Jesús es el Mesías de Dios; pero su mesianismo, sin dejar de ser real, se lleva a cabo mediante el sufrimiento. La carta a los Hebreos comentará que Jesús «fue perfeccionado por el sufrimiento». Jesús es el Siervo de Dios; pero su servicio redundó en beneficio de todos. Fue «disposición de Dios, comenta así mismo otra vez la carta a los hebreos, que gustara la muerte en favor de todos”. Un triunfo a través de la pasión – que lo recalca Jesús, en Lucas, a los discípulos de Emaús – y una pasión que llevó adelante el que era «Hijo». Este último término nos descubre la identidad del sujeto que sobrellevaba el peso de las injurias, abandono y muerte, y despertó en la resurrección: Jesús el Hijo de Dios; muerto, pero vivo; juzgado, pero juez, humillado, pero exaltado; siervo, pero Rey. Confesemos, pues, valiente y devotamente, como lo hace la carta a los filipenses, que Jesús es nuestro Señor, Rey e Hijo de Dios, muerto por nosotros, pero glorificado para siempre y constituido causa de eterna salvación.

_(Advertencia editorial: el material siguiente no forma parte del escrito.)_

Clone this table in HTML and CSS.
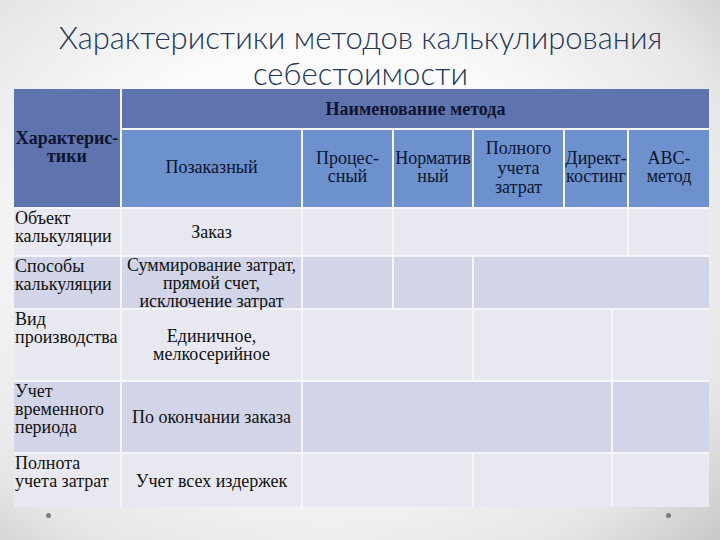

Otro elemento singular es el tema del «templo». Dos veces aparece la acu­sación; –en el proceso judío y ya clavado en la cruz– de querer Jesús des­truir el templo y levantar otro no hecho de manos humanas. El evangelio la llama acusación falsa. Pero no lo es tanto, si tenemos en cuenta el desarrollo de la Pasión. Jesús acaba, de hecho, con la Economía Antigua y comienza la Nueva. El Templo nuevo será él. Juan lo afirmará expresamente en 2, 20-22 y Pablo lo insinuará suficientemente al decir que «habita en él la plenitud de la divinidad corporalmente». Jesús es el Santuario no hecho con manos humanas: La Tienda más amplia y más perfecta, no hecha por manos hu­manas, dará a entender la carta a los Hebreos, es su Cuerpo Glorioso (9, 11ss). El detalle de la ruptura del velo al momento de morir Jesús favorece esta interpretación.

El tema del Templo nuevo, aquí brevemente esbozado, abre la perspec­tiva hacia la Iglesia, Templo de Dios y Cuerpo de Cristo. Es su Reino y su Pueblo. ¿Y no fue de su costado, abierto por la lanza –estamos ya en Juan– de donde, según los Padres, nació la Iglesia, Esposa del Señor? Iglesia so­mos, y no podemos menos de vernos integrados en la Pasión y Resurrección del Señor.